XIX – Le sionisme héritier de l’impérialisme

Sionisme, antisionisme et antisémitisme

Mokhtar Homman

Nous avons présenté dans l’article précédent les facteurs économiques qui déterminent l’action de l’impérialisme, l’énergie et depuis peu les terres rares. Israël est l’importante composante militaire du contrôle des ressources d’hydrocarbures dans la région. En tant qu’agent régional, Israël va inscrire son action de manière affine aux méthodes et actions de l’impérialisme et du colonialisme occidental, dont nous présentons dans cet article une synthèse historique.

Une tradition impérialiste et colonialiste multiséculaire

Les pratiques actuelles de l’impérialisme occidental ont une grande profondeur historique. La conquête des terres, l’exploitation des ressources, la domination économique, l’inféodation, voire l’extermination, des peuples autochtones ont trouvé divers fondements narratifs depuis plusieurs siècle pour justifier la colonisation économique.

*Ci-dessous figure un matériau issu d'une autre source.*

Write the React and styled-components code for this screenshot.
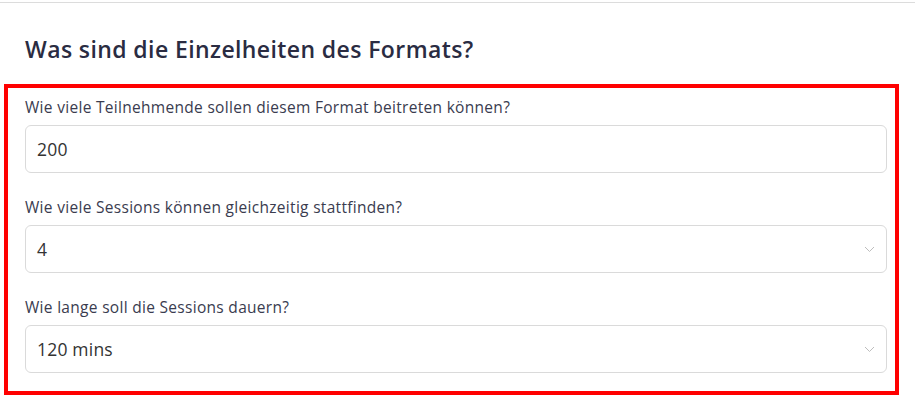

Au cours des XVe-XVIIIe siècles l’Espagne, le Portugal, la France, l’Angleterre, les Pays-Bas se sont lancés dans la conquête du monde au nom de la Chrétienté, considérée seule religion véritable. On pourrait remonter cette entreprise aux Croisades du XIe au XIIIe siècle. Croisades qui visaient le contrôle de la route des épices provenant de l’Asie et passant par la zone du Proche-Orient, zone sous souveraineté musulmane. De cette époque et pour cette raison date l’islamophobie et le racisme anti arabe en Europe.

Avec la révolution industrielle, les avancées scientifiques, les Lumières au cours des XIXe et 1ère moitié XXe siècles ce fut au nom de la « civilisation » européenne, considérée supérieure. C’était la « mission civilisatrice » qui justifiait toutes les guerres et occupations coloniales, notamment en Afrique. Le sionisme est né dans cette période au sein de cette idéologie “civilisatrice”.

Gaza 2024 : la « mission civilisatrice » du sionisme (source : Grassroots Law Project).

Pendant la 2ème moitié du XXe et au cours du XXIe siècle, l’étendard change et ce sera au nom de la démocratie et des droits de l’homme, de type occidental, que les pays occidentaux chercheront à imposer leur domination néocoloniale dans le monde, notamment contre les pays refusant de se soumettre à cette domination.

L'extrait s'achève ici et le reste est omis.